The Concise Encyclopedia of Economics

Takeovers and Leveraged Buyouts

by Gregg A. Jarrell
About the Author
Corporate takeovers became a prominent feature of the American business landscape during the seventies and eighties. A hostile takeover usually involves a public tender offer—a public offer of a specific price, usually at a substantial premium over the prevailing market price, good for a limited period, for a substantial percentage of the target firm's stock. Unlike a merger, which requires the approval of the target firm's board of directors as well as voting approval of the stockholders, a tender offer can provide voting control to the bidding firm without the approval of the target's management and directors.

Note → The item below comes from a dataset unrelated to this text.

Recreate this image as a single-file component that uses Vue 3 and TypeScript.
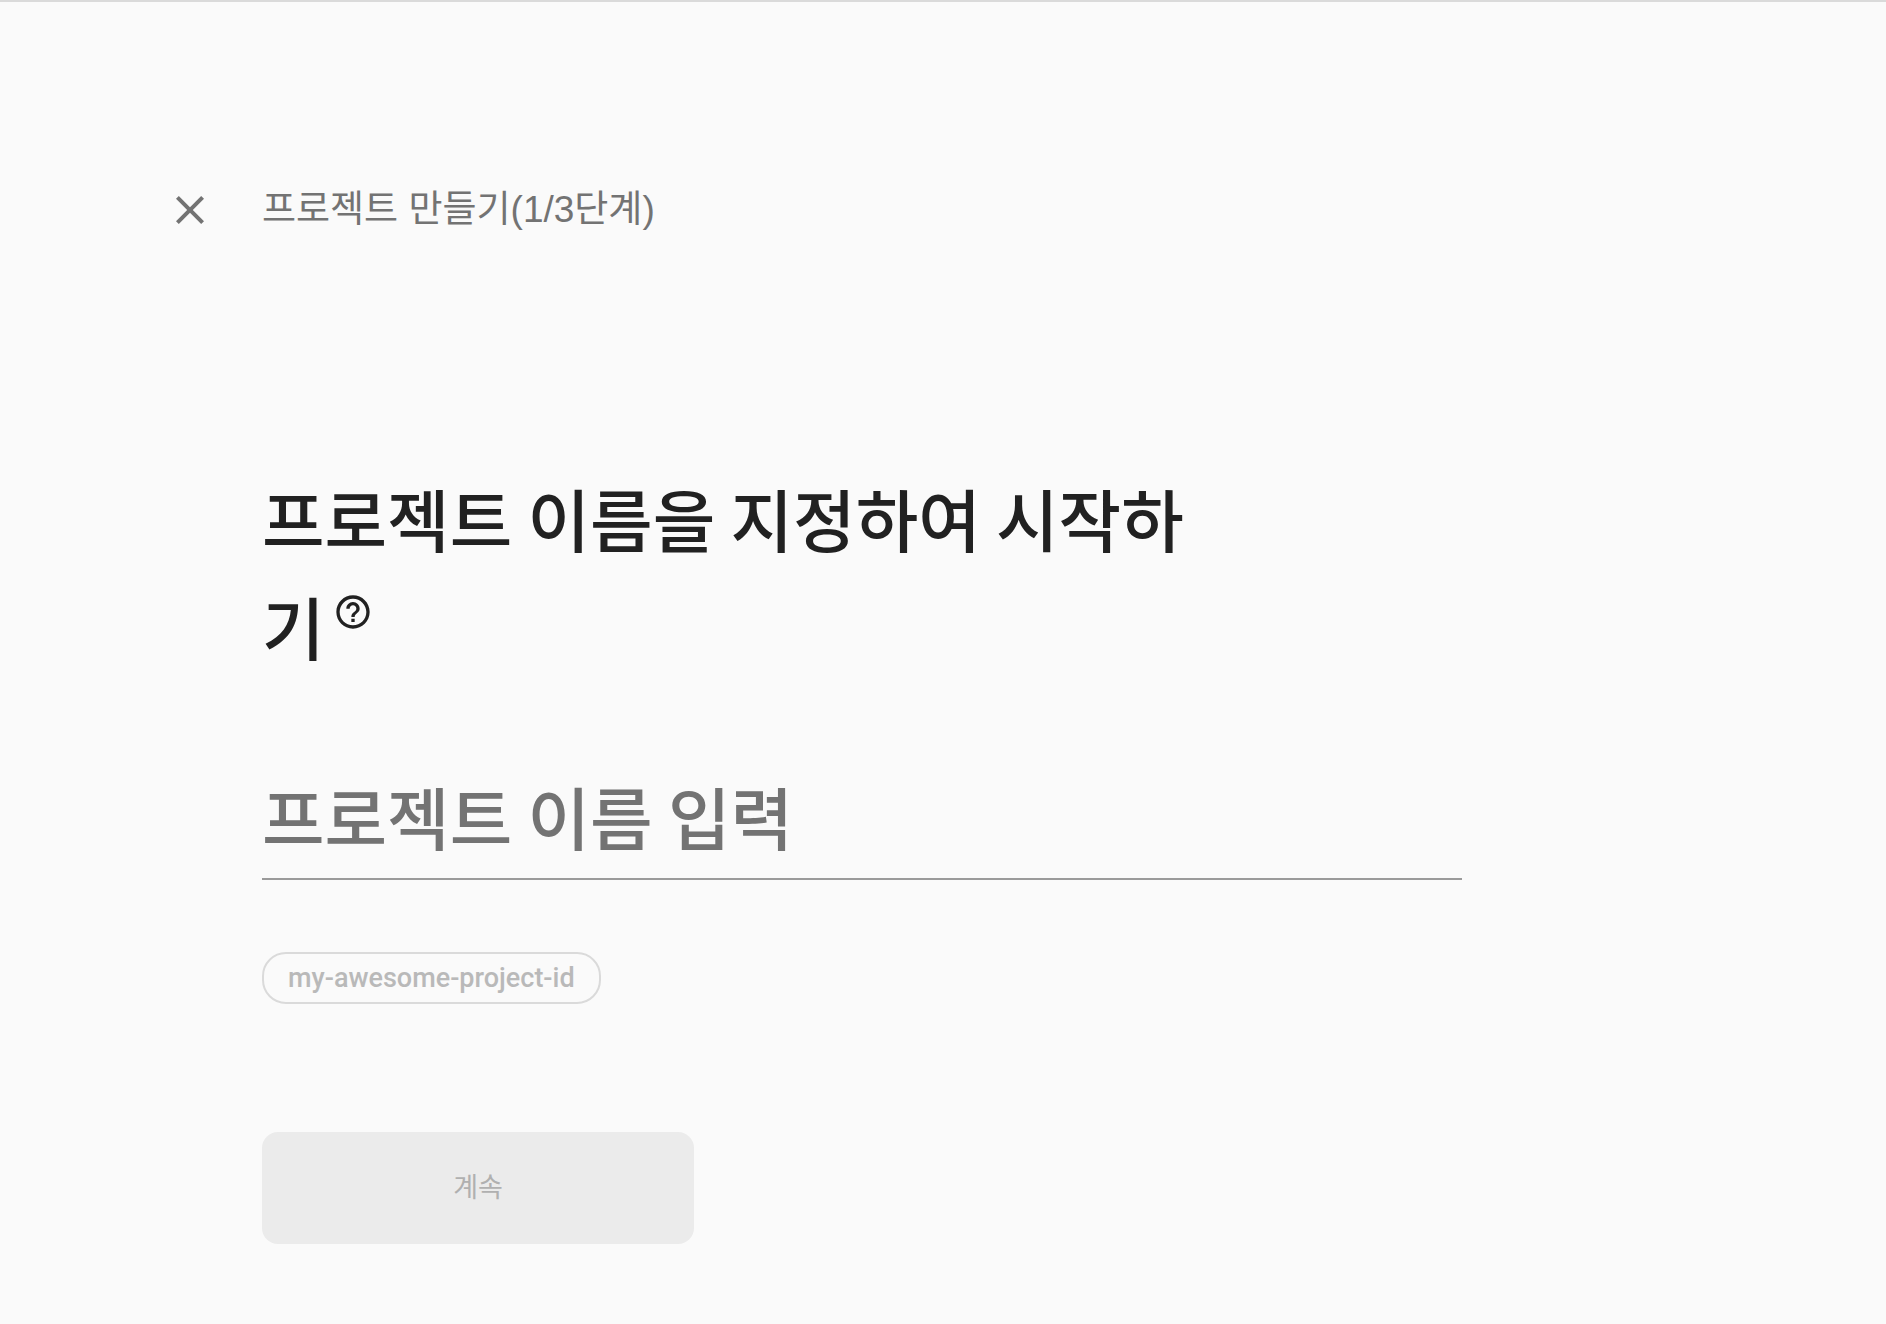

Because it allows bidders to seek control directly from shareholders—by going "over the heads" of target management—the tender offer is the most powerful weapon available to the hostile bidder. Indeed, just the threat of a hostile tender offer can often bring a recalcitrant target management to the bargaining table, especially if the bidder already owns a substantial block of the target's stock (called a foothold block) and can demonstrably afford to finance a hostile offer for control. Although hostile bidders still need a formal merger to gain total control of the target's assets, this is easily accomplished once the bidder has purchased a majority of voting stock.

Hostile tender offers have been around for decades, but they were rare and generally involved small target firms until the midseventies. Then came the highly controversial multibillion-dollar hostile takeovers of very recognizable public companies. By the late eighties there were dozens of multi-billion-dollar takeovers and their cousins, leveraged buyouts (LBOs). The largest acquisition ever was the $25 billion buyout of RJR Nabisco by Kolberg Kravis and Roberts in 1989. [Editor's note: this was written in 1992.]

Leveraged buyouts of small companies had also been common for decades, but in the eighties LBOs of large public companies became common. An LBO is a going-private transaction involving a tender offer for all of a firm's common stock, financed mostly by debt, made by a group usually involving some members of incumbent management. LBOs and leveraged cash-outs (first cousins of LBOs in which the target firm remains public because a small part of the compensation to selling shareholders is stock in the new, highly leveraged enterprise) rose to popularity for large public firms in the late eighties as a reaction to the hostile takeover activity. In essence the LBO was a way for management of a vulnerable public company to beat the hostile bidder to the punch, allowing management to buy out public shareholders at a premium and engage in the value-enhancing asset redeployments that otherwise would attract takeover entrepreneurs.

The vulnerability arises from a large "value gap"—which is the difference between a company's value as a going concern under the policies of incumbent management and the expected higher value of the stock, factoring in the value of redeploying the target's assets. Incumbent managements learned to tap the vast financial muscle of Wall Street in the late eighties and to engage in these control transactions to avoid being the victims of hostile attack. Indeed, many of the large leveraged restructurings were taken in direct defense after a hostile bid had been made.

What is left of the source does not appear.